Sodium-Ion Battery: Components & Materials


Sodium-ion batteries (SIBs) are emerging as a promising alternative to the widely used lithium-ion batteries. With a similar working mechanism, SIBs offer the advantage of utilizing abundant and low-cost sodium resources. Dive deep into the core components of a sodium-ion battery and understand how each part plays a crucial role in its functionality.

1. Anode

  • Material: Hard carbon, titanium-based compounds, and antimony-based materials are among the most researched anode materials for SIBs.
  • Function: During discharging, sodium ions migrate from the cathode to the anode, getting stored in the anode material. The choice of anode material is crucial for the battery’s capacity and lifespan. Recent advancements in hard carbon structures have shown promising results for SIB anodes.

2. Cathode

  • Material: Transition metal oxides (like NaFeO2), phosphates (like Na3V2(PO4)3), and layered oxide materials are popular choices.
  • Function: The cathode releases sodium ions during discharging and accepts them back during charging.
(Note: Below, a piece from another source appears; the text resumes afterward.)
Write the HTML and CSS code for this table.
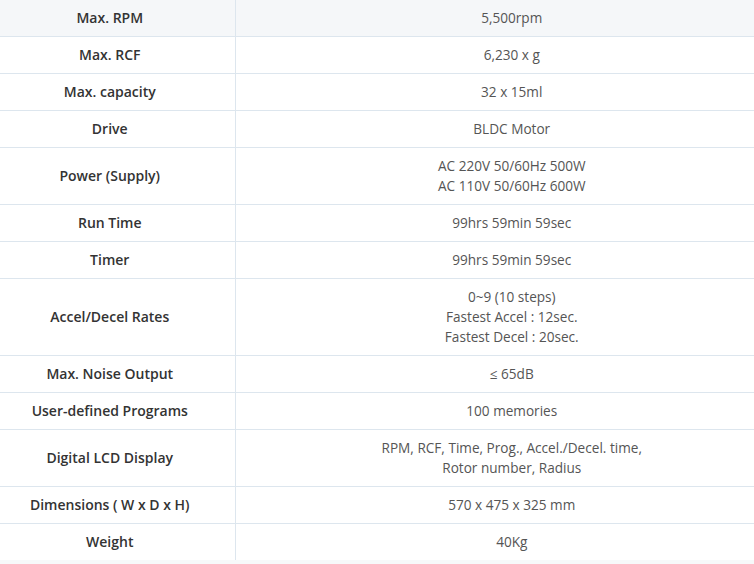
FILE: index.html
```html
<!DOCTYPE html>
<html>
<head>
<meta charset="utf-8">
<link rel="stylesheet" href="styles.css">
</head>
<body>
<div class="frame">
<table class="spec">
  <colgroup><col class="c-label"><col class="c-value"></colgroup>
  <tbody>
    <tr class="first"><th>Max. RPM</th><td>5,500rpm</td></tr>
    <tr><th>Max. RCF</th><td>6,230 x g</td></tr>
    <tr><th>Max. capacity</th><td>32 x 15ml</td></tr>
    <tr><th>Drive</th><td>BLDC Motor</td></tr>
    <tr><th>Power (Supply)</th><td>AC 220V 50/60Hz 500W<br>AC 110V 50/60Hz 600W</td></tr>
    <tr><th>Run Time</th><td>99hrs 59min 59sec</td></tr>
    <tr><th>Timer</th><td>99hrs 59min 59sec</td></tr>
    <tr><th>Accel/Decel Rates</th><td>0~9 (10 steps)<br>Fastest Accel : 12sec.<br>Fastest Decel : 20sec.</td></tr>
    <tr><th>Max. Noise Output</th><td>≤ 65dB</td></tr>
    <tr><th>User-defined Programs</th><td>100 memories</td></tr>
    <tr><th>Digital LCD Display</th><td>RPM, RCF, Time, Prog., Accel./Decel. time,<br>Rotor number, Radius</td></tr>
    <tr><th>Dimensions ( W x D x H)</th><td>570 x 475 x 325 mm</td></tr>
    <tr><th>Weight</th><td>40Kg</td></tr>
  </tbody>
</table>
</div>
</body>
</html>
```

FILE: styles.css
```css
html, body {
  margin: 0;
  padding: 0;
  background: #f7f9fa;
}
.frame {
  width: 754px;
  overflow: hidden;
}
.spec {
  width: 803px;
  margin-left: -15px;
  border-collapse: collapse;
  table-layout: fixed;
  background: #fff;
  font-family: "Open Sans", "Noto Sans", "Noto Sans CJK KR", sans-serif;
  line-height: 20px;
}
.c-label { width: 250px; }
.spec th, .spec td {
  padding: 8px 4px;
  text-align: center;
  vertical-align: middle;
  border-bottom: 1px solid #dde6ee;
}
.spec th {
  font-size: 14px;
  font-weight: 600;
  color: #333;
  border-right: 1px solid #dde6ee;
}
.spec td {
  font-size: 13.6px;
  font-weight: normal;
  color: #555;
}
.spec tr.first th, .spec tr.first td {
  background: #f5f7f9;
}
.spec tr:last-child th, .spec tr:last-child td {
  border-bottom: none;
}
```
The cathode material determines the voltage and energy density of the battery. Researchers are focusing on optimizing these materials to enhance SIB performance.

3. Electrolyte

  • Material: Liquid organic solvents, solid-state compounds, or gel polymers infused with sodium salts.
  • Function: The electrolyte acts as a medium for sodium ions to move between the anode and cathode during charging and discharging. A stable electrolyte is essential for safety and longevity. Solid-state electrolytes are gaining attention for their potential to improve battery safety and energy density.

4. Separator

  • Material: Typically made of porous polymer films.
  • Function: Positioned between the anode and cathode, the separator prevents direct electrical contact (which could lead to short circuits) while allowing sodium ions to pass through. The separator’s porosity and thermal stability are vital for efficient ion transport and battery safety.

5. Current Collectors

  • Material: Usually made of metal foils like copper (anode side) and aluminum (cathode side).
  • Function: These facilitate the flow of electrons from the anode and cathode to the external circuit. The compatibility of current collectors with electrode materials is essential to prevent corrosion and ensure long battery life.